Can accept any two generic types. I mean, you can call it with MyPick<1,2> // never or MyPick<[], false> // never, which of course does not make sense but still allowed because constraints are checked inside the body of the utility.

Second MyPick:

type MyPick<T extends {}, K extends keyof T> = {[P in K]: T[P]};

This MyPick has a constraints for both arguments. FIrst argument should extend {} which is practically any type an second argument should be a key of first argument.

For example:

type Test0 = MyPick1<2, 'toString'> // ok
type Test1 = MyPick1<2, 3> // expected error

As you might have noticsd, you still allowed to pass first argument as a primitive type because every value in JS is an object, hence has its own keys.

// "toString" | "toFixed" | "toExponential" | "toPrecision" | "valueOf" | "toLocaleString"
type NumberKeys = keyof number;

I assume you want to apply a constraint where user only allowed to pass an object as a first argument, it means that you should use Record<PropertyKey, any> constraint. For Example:

type Test0 = MyPick1<{ age: number }, 'age'> // ok
type Test1 = MyPick1<2, 'toString'> // error
type Test2 = MyPick1<true, 3> // expected error

Why MyPick1 returns a Union type ?

See this:

// Slightly reduced
type MyPick1<T, K> = K extends keyof T ? { [P in K]: T[P] } : never

type A = { name: string; value: number; }

type B = MyPick1<A, 'name' | 'value'> // got {name: string} | {value: number}

MyPick1 returns a union because of distributivity. Please read thoroughly this section of the docs. This is very important feature.

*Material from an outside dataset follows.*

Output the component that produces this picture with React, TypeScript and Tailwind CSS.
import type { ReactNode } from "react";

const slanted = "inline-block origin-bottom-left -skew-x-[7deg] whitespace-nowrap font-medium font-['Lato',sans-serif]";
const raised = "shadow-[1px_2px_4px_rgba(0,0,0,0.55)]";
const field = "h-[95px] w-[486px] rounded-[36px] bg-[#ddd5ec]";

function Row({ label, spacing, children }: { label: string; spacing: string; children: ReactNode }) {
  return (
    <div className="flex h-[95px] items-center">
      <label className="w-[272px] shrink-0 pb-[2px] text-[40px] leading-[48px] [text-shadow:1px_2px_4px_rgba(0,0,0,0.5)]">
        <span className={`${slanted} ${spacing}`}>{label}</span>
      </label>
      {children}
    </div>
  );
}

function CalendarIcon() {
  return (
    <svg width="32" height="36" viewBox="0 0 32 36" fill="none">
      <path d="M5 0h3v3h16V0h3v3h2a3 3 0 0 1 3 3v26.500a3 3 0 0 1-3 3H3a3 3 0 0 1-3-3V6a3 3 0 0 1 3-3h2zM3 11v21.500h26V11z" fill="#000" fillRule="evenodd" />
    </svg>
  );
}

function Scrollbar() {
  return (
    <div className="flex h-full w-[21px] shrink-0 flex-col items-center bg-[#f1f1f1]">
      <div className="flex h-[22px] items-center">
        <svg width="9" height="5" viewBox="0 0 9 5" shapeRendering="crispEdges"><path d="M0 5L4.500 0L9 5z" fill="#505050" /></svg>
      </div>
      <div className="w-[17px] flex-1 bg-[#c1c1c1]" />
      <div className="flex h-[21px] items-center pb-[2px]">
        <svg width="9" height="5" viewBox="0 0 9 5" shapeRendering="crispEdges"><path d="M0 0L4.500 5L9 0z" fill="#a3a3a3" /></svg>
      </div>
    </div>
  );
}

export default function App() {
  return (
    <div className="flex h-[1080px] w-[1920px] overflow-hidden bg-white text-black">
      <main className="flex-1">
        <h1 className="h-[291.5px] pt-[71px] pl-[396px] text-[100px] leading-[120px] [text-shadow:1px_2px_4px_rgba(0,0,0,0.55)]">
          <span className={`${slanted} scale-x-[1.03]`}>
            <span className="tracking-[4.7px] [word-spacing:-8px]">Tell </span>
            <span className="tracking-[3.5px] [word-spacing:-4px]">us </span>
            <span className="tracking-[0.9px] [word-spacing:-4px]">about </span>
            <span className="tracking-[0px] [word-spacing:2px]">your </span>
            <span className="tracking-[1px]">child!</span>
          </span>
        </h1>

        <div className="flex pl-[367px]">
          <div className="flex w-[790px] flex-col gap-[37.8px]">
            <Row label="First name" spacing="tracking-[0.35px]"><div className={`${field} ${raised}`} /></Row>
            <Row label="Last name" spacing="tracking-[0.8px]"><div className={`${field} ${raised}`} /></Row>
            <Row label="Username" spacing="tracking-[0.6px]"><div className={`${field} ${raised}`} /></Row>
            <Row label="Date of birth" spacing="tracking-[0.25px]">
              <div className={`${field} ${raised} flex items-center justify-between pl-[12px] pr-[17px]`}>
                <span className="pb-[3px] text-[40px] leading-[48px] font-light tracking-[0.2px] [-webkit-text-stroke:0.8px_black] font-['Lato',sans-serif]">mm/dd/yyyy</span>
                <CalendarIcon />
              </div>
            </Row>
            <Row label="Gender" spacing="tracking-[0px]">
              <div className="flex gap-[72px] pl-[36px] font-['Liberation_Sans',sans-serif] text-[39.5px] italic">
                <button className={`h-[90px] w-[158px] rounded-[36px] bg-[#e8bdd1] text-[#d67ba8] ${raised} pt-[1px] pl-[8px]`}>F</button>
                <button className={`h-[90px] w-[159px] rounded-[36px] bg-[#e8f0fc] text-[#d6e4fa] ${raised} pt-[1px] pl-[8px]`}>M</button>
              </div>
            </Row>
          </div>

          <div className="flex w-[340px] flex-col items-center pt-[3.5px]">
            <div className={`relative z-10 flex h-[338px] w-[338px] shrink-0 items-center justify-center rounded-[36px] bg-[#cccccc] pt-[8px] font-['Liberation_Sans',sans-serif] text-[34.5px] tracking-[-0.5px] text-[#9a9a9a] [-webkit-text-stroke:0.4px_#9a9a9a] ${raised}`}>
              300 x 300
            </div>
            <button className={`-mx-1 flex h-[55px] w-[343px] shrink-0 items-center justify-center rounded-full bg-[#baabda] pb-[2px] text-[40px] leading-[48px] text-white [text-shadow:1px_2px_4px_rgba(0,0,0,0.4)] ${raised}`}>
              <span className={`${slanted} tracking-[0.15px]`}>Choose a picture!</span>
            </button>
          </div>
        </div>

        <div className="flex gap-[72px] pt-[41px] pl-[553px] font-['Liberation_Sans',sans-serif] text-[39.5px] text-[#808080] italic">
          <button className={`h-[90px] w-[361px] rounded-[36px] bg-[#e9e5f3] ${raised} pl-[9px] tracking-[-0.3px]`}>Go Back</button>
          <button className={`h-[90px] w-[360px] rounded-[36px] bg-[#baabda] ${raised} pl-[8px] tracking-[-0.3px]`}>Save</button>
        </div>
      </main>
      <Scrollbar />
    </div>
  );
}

K union type distributes, it means that this line { [P in K]: T[P] } is applied to each union.

See another one example, to make it more clear:

type Distibutive<T> = T extends any ? T[] : never

type Result1 = Distibutive<'a' | 'b'> // "a"[] | "b"[]

// This is how you disable distributivity
type NonDistibutive<T> = [T] extends [any] ? T[] : never

type Result2 = NonDistibutive<'a' | 'b'> // ("a" | "b")[]